- YOUR GOAL -
Keep only the lines of the listing that include the word "styles", and copy them.

- DATA EXCERPT -
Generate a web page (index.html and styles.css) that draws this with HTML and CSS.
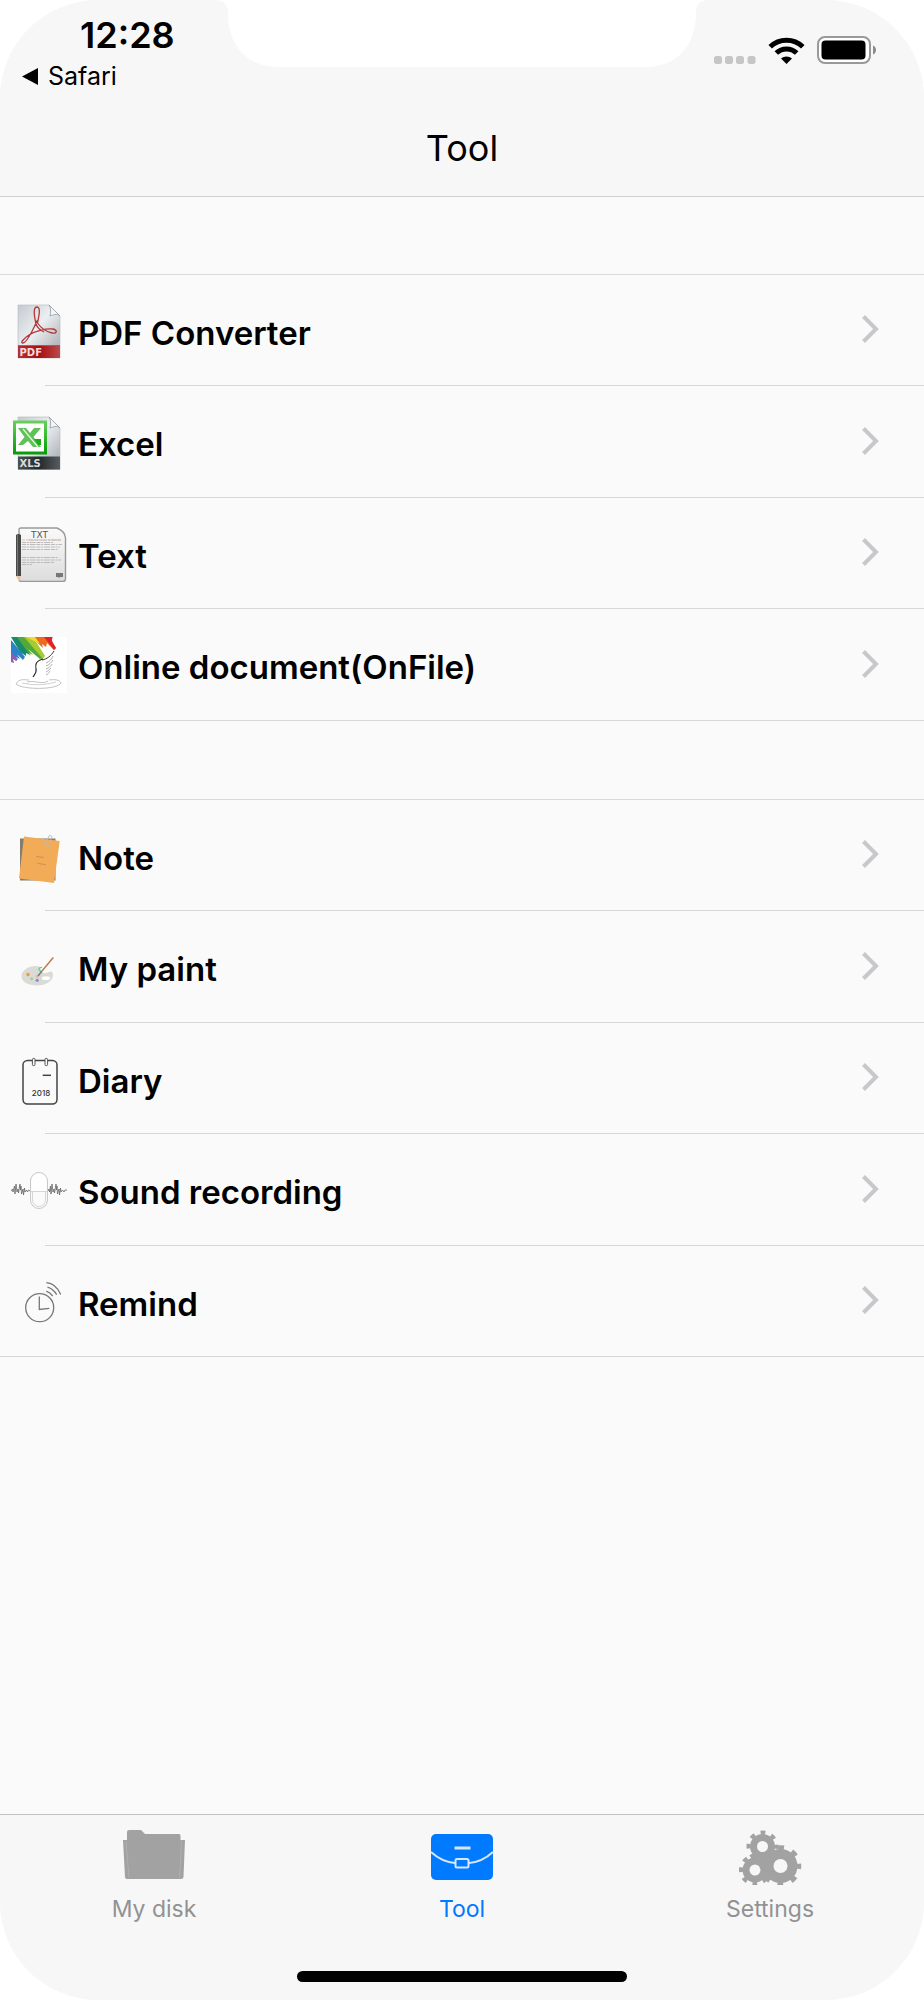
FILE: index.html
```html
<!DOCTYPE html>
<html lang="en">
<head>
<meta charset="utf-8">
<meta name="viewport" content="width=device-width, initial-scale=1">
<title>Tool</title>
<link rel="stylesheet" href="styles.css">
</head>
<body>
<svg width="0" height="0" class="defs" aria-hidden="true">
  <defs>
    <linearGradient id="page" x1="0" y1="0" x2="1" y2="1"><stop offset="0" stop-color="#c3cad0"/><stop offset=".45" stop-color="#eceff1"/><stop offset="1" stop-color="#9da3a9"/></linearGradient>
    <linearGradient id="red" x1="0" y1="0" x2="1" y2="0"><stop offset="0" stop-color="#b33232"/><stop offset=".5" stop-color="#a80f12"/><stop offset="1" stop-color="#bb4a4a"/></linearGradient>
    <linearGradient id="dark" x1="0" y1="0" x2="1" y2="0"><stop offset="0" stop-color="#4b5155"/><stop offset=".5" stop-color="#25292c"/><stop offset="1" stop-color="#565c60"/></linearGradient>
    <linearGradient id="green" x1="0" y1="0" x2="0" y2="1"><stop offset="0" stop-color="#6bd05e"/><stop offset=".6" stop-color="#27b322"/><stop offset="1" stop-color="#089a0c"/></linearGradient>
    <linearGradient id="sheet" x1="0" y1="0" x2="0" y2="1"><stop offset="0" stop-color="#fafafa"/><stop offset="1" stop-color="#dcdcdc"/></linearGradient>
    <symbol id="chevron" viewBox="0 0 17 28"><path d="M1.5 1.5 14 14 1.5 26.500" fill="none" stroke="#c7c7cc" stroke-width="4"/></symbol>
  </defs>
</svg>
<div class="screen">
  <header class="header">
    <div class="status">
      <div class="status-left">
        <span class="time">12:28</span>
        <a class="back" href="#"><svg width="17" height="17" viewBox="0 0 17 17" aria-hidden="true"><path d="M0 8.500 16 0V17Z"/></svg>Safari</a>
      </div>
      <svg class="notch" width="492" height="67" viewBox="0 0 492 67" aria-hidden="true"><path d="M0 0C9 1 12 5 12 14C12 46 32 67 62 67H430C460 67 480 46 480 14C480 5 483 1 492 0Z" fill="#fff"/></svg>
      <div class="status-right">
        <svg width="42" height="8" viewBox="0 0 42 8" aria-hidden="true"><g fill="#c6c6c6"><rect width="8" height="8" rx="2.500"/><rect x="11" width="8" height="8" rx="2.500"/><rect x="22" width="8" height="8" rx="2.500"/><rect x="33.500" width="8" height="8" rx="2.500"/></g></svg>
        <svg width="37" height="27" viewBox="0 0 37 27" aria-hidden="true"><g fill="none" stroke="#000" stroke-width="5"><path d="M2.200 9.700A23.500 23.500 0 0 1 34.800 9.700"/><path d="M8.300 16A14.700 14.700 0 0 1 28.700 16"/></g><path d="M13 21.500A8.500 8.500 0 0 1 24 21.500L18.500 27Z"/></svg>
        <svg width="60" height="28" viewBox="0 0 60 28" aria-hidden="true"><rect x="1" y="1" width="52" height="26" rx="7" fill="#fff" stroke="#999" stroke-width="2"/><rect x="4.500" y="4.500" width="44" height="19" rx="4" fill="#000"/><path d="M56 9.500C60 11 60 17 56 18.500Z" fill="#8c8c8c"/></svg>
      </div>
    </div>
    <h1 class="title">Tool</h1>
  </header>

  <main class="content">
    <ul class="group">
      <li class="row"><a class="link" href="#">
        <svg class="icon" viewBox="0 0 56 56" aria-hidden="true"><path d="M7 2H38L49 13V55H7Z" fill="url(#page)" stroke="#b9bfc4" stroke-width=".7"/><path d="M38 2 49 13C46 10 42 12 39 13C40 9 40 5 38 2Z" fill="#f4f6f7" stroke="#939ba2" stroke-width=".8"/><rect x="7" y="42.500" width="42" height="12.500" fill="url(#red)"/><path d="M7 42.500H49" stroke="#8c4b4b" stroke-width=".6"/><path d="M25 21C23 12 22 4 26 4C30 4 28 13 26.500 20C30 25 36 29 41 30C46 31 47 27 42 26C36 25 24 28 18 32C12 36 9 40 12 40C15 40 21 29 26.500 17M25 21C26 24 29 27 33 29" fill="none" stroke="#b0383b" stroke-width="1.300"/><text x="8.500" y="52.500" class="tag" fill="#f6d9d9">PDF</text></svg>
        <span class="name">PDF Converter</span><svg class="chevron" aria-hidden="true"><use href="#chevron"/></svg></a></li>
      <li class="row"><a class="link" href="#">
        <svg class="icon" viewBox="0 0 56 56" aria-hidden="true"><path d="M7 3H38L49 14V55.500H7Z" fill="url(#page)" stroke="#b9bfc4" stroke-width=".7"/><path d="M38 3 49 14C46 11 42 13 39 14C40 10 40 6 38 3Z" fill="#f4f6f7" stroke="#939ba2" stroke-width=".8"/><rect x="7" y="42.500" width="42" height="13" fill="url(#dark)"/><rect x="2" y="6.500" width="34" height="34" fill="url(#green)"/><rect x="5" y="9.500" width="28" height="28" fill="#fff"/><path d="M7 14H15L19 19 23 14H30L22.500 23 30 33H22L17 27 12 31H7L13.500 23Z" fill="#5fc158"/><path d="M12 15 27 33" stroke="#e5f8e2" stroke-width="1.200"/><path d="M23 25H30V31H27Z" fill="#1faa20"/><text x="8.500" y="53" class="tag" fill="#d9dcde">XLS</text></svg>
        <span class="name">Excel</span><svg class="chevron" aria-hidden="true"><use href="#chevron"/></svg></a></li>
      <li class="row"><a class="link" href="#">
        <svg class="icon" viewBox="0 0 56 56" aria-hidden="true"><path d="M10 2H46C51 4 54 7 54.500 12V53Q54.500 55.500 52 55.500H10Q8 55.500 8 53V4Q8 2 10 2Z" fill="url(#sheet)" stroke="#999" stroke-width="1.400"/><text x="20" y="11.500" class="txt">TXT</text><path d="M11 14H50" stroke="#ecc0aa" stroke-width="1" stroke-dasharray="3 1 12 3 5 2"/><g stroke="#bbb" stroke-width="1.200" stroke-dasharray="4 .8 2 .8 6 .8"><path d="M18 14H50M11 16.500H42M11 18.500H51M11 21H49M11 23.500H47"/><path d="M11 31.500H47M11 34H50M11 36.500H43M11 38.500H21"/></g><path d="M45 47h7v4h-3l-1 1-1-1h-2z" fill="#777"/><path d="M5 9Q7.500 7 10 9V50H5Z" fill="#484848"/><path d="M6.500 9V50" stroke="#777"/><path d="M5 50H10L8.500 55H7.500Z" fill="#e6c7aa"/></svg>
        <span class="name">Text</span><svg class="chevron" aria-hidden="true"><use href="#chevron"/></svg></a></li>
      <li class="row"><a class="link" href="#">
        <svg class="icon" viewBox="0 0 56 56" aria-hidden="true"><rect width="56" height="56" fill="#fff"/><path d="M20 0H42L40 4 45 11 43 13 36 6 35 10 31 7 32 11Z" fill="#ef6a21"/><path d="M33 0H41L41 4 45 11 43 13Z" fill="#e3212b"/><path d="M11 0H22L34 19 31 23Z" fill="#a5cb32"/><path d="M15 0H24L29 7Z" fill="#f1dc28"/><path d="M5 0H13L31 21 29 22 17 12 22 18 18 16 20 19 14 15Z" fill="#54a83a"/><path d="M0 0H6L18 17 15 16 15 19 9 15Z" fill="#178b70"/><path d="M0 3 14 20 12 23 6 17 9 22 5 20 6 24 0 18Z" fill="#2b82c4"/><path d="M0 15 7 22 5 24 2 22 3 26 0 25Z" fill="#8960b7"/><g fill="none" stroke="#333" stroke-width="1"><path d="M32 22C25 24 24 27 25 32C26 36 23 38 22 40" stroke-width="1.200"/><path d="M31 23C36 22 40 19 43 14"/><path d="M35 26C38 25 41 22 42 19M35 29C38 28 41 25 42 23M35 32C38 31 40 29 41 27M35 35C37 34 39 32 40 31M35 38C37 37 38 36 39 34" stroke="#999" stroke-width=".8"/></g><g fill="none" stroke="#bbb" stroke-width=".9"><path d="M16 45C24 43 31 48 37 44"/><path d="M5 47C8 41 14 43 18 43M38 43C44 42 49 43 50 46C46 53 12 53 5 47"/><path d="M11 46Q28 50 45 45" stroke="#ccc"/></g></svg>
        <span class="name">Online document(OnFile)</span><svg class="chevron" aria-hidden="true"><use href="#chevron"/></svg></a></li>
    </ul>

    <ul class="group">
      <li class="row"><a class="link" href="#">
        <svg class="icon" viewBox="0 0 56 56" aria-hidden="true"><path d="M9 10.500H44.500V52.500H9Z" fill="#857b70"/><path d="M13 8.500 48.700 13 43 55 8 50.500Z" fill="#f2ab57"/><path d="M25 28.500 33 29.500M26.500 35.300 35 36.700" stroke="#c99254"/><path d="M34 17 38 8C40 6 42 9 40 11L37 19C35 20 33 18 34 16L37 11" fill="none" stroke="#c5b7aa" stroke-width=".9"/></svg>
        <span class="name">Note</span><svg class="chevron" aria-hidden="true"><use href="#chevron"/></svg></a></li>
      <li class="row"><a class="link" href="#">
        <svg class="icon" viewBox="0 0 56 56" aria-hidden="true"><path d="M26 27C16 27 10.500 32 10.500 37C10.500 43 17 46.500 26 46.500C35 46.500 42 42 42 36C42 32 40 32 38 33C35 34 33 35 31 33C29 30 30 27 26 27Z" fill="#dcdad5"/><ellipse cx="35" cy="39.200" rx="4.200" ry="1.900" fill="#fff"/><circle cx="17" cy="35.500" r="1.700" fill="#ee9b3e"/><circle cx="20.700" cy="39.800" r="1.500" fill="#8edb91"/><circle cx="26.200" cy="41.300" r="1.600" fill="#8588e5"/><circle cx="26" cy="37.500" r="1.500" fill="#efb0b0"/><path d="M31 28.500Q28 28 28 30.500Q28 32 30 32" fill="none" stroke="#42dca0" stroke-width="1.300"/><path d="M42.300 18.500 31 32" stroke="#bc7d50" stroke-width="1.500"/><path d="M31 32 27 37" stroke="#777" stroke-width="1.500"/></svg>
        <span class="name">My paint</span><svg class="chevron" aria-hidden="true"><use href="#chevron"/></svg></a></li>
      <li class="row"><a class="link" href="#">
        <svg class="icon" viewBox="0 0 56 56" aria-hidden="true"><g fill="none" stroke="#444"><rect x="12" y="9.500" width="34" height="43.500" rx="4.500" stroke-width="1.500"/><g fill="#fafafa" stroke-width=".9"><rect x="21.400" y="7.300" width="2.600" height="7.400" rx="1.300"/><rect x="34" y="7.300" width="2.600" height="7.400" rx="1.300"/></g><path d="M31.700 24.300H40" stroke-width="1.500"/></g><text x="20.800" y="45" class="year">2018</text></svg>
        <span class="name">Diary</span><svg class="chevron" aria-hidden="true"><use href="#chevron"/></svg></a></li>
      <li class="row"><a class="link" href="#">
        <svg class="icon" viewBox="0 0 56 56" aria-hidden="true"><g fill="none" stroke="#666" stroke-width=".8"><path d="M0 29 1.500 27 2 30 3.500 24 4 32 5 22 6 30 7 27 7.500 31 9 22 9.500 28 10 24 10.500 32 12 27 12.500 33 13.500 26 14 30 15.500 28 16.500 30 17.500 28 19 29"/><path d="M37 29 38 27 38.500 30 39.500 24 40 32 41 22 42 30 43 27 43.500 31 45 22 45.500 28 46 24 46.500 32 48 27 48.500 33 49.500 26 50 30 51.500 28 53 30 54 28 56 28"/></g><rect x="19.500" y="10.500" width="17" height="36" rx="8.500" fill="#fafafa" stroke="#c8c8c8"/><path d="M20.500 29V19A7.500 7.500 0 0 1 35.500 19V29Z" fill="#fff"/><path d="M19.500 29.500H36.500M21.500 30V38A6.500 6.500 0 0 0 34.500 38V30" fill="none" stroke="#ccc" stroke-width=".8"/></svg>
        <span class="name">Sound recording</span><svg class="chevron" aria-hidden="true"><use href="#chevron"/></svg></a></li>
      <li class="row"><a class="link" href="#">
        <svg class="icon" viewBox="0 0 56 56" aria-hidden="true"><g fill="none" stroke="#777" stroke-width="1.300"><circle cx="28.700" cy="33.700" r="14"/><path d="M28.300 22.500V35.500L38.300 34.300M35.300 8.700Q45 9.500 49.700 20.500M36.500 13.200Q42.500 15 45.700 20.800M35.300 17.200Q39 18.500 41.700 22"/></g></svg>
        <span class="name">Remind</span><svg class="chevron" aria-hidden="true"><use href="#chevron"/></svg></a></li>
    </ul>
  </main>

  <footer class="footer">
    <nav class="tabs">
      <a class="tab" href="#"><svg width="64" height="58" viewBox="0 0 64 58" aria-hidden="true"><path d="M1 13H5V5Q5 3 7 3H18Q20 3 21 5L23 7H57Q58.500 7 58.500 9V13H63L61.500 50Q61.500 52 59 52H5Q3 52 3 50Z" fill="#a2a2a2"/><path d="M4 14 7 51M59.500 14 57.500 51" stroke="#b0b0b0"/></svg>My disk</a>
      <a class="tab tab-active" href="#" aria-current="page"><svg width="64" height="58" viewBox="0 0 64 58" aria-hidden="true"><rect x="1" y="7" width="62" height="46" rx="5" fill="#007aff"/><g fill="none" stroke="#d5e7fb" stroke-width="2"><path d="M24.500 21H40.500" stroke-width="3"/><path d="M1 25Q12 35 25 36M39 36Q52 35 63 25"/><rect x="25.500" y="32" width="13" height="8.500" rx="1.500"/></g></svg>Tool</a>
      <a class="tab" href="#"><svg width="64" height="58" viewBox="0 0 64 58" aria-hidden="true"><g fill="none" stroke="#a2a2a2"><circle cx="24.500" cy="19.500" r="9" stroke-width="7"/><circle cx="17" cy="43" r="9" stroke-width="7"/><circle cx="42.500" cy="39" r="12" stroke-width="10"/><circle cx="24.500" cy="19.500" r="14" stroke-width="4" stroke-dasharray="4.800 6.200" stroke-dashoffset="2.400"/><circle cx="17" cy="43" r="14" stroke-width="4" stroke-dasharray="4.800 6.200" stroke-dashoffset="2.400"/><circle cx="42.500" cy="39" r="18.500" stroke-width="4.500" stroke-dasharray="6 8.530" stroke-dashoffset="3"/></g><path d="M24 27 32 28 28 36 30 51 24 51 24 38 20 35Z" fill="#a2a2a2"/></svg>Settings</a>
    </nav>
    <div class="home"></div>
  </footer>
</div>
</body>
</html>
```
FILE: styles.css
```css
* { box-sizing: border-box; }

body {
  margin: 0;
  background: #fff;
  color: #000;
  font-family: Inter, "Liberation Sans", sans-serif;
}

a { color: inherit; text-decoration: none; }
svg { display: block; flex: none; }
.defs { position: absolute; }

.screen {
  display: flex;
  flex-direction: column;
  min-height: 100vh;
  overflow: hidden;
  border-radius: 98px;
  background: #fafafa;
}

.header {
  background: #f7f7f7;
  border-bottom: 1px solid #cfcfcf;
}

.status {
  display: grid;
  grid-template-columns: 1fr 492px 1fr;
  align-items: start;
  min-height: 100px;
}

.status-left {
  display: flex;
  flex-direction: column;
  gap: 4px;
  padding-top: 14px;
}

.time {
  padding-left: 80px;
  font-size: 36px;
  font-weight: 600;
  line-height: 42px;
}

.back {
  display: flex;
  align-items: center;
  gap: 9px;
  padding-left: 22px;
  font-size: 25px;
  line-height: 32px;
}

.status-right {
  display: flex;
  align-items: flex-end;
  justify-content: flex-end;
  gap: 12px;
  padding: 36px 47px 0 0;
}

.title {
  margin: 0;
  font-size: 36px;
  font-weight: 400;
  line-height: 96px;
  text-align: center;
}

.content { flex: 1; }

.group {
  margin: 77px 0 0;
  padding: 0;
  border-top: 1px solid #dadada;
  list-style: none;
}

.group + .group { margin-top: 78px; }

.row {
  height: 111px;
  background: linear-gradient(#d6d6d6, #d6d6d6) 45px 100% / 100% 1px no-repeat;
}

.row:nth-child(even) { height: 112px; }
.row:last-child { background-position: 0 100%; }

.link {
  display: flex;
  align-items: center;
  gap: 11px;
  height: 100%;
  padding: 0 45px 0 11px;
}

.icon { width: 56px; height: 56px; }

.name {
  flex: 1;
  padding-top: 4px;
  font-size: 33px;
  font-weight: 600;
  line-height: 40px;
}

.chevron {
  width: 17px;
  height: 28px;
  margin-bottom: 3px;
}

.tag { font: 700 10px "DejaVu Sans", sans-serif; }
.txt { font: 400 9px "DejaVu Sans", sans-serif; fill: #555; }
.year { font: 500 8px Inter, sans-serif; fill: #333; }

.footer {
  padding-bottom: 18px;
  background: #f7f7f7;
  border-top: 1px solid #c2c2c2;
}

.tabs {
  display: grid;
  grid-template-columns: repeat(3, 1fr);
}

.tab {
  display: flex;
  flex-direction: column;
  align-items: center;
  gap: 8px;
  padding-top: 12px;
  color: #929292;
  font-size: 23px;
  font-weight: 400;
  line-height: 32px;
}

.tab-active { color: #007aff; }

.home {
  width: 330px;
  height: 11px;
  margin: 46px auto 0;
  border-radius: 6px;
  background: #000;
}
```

- RESPONSE TO THE TASK -
Generate a web page (index.html and styles.css) that draws this with HTML and CSS.
<link rel="stylesheet" href="styles.css">
FILE: styles.css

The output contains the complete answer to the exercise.